Because I see the China normalization issue in that fashion, I appreciate deeply your invitation to be a participant in these hearings. Any reticences which I may have had in accepting-I must apologize for them came solely from the limited time which was available for preparation. I have just returned from Asia.

Fortunately, much of the basic research in the legislative-legal problems of normalization has already been done by Dr. Victor H. Li, another participant on this panel, in a study for the Carnegie Endowment, entitled "De-recognizing Taiwan: The Legal Problems." It is an outstanding piece of work.

As Dr. Li makes very clear, the legal-regulatory structure which underlies our present relationship with China, including and largely because of Taiwan, is one of complexity as well as antiquity. To alter the relationship, to go from Taipei to Peking, so to speak, will compel a great deal of unraveling and reweaving of the present fabric. Therein lies a danger, in my judgment, to a rational and long overdue disposition of the question of full normalization. I think Mr. Theroux's statement underscores the point that I am trying to make there.
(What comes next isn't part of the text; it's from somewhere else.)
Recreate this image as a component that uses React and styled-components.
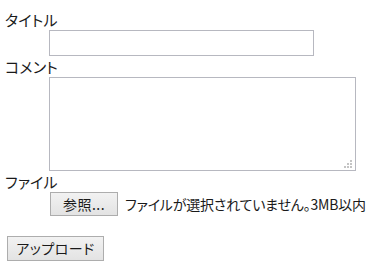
import React from 'react';
import styled, { createGlobalStyle } from 'styled-components';

const Global = createGlobalStyle`
  html, body {
    margin: 0;
    padding: 0;
    background: #ffffff;
  }
  body {
    font-family: "Noto Sans CJK JP", "Noto Sans", sans-serif;
    color: #1a1a1a;
  }
`;

const Form = styled.form`
  display: flex;
  flex-direction: column;
  align-items: flex-start;
  padding: 10px 0 0 5px;
`;

const Label = styled.div`
  height: ${props => props.h || '21px'};
  line-height: ${props => props.h || '21px'};
  font-size: 15px;
  font-feature-settings: "palt";
  letter-spacing: 0.2px;
`;

const Field = styled.div`
  margin-left: 44px;
  display: flex;
  align-items: center;
`;

const TextInput = styled.input`
  box-sizing: border-box;
  width: 265px;
  height: 26px;
  margin: 0;
  border: 1px solid #b7b8c0;
  background: #fff;
  outline: none;
`;

const AreaWrap = styled.div`
  position: relative;
  width: 307px;
  height: 94px;
`;

const TextArea = styled.textarea`
  box-sizing: border-box;
  width: 100%;
  height: 100%;
  margin: 0;
  border: 1px solid #b7b8c0;
  resize: none;
  outline: none;
  display: block;
`;

const Grip = styled.svg`
  position: absolute;
  right: 4px;
  bottom: 3px;
`;

const Button = styled.button`
  box-sizing: border-box;
  width: ${props => props.w};
  height: ${props => props.h};
  margin: 0 0 0 ${props => props.ml || '0'};
  padding: 0;
  border: 1px solid #adadad;
  background: linear-gradient(#f2f2f2, #e3e3e3);
  font-family: "Noto Sans CJK JP", sans-serif;
  font-size: 14px;
  font-feature-settings: "palt";
  color: #1a1a1a;
  letter-spacing: 0.5px;
`;

const Status = styled.span`
  margin-left: 7px;
  font-size: 14px;
  font-feature-settings: "palt";
  letter-spacing: -0.2px;
  white-space: nowrap;
`;

const Submit = styled.div`
  margin-top: 19px;
  margin-left: 2px;
`;

const dots = [[6, 0], [3, 3], [6, 3], [0, 6], [3, 6], [6, 6]];

function App() {
  return (
    <>
      <Global />
      <Form onSubmit={e => e.preventDefault()}>
        <Label h="20px">タイトル</Label>
        <Field>
          <TextInput type="text" />
        </Field>
        <Label>コメント</Label>
        <Field>
          <AreaWrap>
            <TextArea />
            <Grip width="8" height="8" viewBox="0 0 8 8">
              {dots.map(([x, y]) => (
                <rect key={x + '-' + y} x={x} y={y} width="2" height="2" fill="#c4c4c4" />
              ))}
            </Grip>
          </AreaWrap>
        </Field>
        <Label>ファイル</Label>
        <Field>
          <Button type="button" w="68px" h="24px" ml="1px">参照...</Button>
          <Status>ファイルが選択されていません。3MB以内</Status>
        </Field>
        <Submit>
          <Button type="submit" w="97px" h="25px">アップロード</Button>
        </Submit>
      </Form>
    </>
  );
}

export default App;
Complexity is an invitation to avoidance and evasion. It always seems easier to put off until tomorrow what is too nettlesome to deal with today.

It would be well to bear in mind, however, that the peculiarities of our internal legal structure are of no direct relevance to the issue of normalization as an international problem, nor, indeed, are those peculiarities relevant to the vital interests of the United States in the prompt resolution of the issue. The body of laws, regulations, treaties and agreements which involve China should not become the tail that wags the dog.

If foreign relations is not to be left to the generals, then China policy ought not to be left to the legal and other technicians of the executive and legislative branches, of which I was one for many years. The issue of full normalization belongs, as does any vital issue, firmly in the hands of the elected representatives of the people. It belongs in the hands of the President and the Congress.

Before it is a legal problem, normalization is a politicial problem. Its origins, a quarter of a century ago, were largely political. So, too, must an acceptable solution be found in politics. When that has been done, it would seem too that the legal and other adjustments, complex as they are, will fall into place.

The nature of the political role in resolving the problem can be delineated, I believe, by defining first what constitutes normalization. As a practical matter, most concepts of normalization involve, at least, the establishment of full diplomatic relations with the People's Republic of China; the formal designation of an Embassy in that nation and the establishment of a formal Embassy of the People's Republic in this nation.

THE JAPANESE FORMULA

Some opinion would have us delay indefinitely normalization in those terms. If we intend to continue to play the waiting game as, indeed, we have done for several years, then, what is being discussed here, today, stays largely academic.